**SET EXERCISE:**
Quote only the lines from the top of the listing below down to and including the line with "import clsx from 'clsx';".

[start SUPPLIED INFORMATION]

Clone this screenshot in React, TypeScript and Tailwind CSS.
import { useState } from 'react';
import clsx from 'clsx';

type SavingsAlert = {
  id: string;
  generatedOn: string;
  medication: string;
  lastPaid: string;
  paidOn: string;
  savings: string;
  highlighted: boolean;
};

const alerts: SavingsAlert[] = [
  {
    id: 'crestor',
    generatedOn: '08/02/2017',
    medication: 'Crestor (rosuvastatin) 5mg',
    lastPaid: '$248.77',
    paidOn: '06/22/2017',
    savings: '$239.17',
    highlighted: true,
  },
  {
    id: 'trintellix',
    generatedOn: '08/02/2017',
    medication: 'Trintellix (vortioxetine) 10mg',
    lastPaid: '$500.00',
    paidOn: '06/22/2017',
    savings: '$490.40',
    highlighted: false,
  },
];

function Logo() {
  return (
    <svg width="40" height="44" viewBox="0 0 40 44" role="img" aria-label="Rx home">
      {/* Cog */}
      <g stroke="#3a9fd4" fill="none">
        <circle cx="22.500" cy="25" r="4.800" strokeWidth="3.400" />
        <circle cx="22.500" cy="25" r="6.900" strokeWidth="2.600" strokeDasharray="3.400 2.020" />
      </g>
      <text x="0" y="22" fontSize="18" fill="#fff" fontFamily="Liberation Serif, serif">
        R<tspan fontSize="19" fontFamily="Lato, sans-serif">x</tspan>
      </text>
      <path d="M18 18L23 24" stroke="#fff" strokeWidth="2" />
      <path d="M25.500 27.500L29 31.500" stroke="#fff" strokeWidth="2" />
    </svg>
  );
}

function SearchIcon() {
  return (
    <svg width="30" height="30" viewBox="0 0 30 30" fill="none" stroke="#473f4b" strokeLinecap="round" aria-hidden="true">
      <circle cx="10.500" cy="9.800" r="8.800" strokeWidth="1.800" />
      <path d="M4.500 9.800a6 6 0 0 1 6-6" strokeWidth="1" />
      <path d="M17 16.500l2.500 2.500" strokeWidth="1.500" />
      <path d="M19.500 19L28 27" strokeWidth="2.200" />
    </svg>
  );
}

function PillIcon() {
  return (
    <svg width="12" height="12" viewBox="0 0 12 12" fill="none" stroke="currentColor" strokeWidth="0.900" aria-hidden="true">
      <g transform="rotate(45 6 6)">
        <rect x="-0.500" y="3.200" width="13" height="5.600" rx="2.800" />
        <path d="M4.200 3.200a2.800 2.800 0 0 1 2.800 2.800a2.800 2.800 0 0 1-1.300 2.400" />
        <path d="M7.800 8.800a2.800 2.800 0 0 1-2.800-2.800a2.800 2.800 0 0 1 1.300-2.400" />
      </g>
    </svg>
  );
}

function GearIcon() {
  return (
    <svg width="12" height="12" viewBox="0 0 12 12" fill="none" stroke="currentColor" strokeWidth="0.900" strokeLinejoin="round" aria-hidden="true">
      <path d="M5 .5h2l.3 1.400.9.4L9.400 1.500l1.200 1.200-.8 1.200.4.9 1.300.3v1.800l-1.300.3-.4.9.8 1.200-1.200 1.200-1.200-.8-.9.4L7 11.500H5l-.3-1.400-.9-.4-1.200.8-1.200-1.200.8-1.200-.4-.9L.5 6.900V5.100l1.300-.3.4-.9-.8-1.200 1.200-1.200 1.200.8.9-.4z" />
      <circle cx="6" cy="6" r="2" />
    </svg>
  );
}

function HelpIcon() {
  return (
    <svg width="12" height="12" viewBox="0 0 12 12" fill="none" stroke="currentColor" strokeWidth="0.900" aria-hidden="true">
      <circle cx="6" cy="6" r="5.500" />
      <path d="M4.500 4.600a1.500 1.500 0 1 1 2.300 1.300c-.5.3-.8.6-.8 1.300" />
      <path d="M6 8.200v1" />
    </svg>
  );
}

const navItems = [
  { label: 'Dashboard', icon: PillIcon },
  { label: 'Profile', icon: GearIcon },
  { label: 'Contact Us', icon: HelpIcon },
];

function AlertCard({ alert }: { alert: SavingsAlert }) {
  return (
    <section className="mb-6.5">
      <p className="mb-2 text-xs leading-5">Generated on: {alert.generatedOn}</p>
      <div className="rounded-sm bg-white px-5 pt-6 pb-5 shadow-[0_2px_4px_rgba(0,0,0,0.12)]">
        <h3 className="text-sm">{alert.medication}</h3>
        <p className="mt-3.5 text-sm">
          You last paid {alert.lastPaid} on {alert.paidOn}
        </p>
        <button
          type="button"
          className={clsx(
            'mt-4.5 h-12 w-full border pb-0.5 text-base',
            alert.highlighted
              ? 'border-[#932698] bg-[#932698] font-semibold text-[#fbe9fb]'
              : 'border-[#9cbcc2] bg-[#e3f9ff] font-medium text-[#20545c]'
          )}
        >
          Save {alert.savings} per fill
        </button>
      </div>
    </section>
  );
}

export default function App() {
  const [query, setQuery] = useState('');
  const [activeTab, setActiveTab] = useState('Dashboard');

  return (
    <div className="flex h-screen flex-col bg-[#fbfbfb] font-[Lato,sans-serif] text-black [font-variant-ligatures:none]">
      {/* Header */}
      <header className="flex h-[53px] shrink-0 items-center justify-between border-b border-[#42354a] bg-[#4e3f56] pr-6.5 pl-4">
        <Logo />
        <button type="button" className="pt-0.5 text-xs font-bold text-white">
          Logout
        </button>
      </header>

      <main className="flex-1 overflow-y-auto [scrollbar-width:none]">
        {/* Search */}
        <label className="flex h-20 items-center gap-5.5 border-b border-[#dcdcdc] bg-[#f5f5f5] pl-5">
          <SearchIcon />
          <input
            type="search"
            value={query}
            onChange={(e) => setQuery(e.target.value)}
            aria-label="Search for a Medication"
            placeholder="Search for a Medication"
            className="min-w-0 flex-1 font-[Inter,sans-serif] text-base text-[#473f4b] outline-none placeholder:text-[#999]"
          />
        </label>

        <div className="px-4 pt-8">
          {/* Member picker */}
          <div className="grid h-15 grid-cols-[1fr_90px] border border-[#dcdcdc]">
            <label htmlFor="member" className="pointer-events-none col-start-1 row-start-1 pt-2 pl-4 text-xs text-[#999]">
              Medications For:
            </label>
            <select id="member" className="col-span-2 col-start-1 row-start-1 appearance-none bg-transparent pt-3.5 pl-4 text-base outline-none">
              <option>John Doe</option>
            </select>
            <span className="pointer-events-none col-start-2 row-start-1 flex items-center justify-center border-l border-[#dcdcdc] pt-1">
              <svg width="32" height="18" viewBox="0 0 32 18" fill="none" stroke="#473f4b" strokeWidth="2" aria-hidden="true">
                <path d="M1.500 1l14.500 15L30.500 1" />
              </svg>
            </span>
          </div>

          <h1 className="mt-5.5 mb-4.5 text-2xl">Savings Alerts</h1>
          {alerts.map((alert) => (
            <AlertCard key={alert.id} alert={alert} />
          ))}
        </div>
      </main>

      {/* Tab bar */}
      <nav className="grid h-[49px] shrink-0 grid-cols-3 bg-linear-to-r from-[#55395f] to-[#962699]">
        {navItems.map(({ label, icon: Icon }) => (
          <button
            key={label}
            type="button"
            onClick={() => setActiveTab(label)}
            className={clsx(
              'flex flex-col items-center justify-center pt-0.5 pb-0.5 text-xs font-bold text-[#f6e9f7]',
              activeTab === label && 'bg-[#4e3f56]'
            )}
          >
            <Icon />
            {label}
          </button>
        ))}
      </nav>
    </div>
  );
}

[end SUPPLIED INFORMATION]

**OUTPUT BELOW:**
Clone this screenshot in React, TypeScript and Tailwind CSS.
import { useState } from 'react';
import clsx from 'clsx';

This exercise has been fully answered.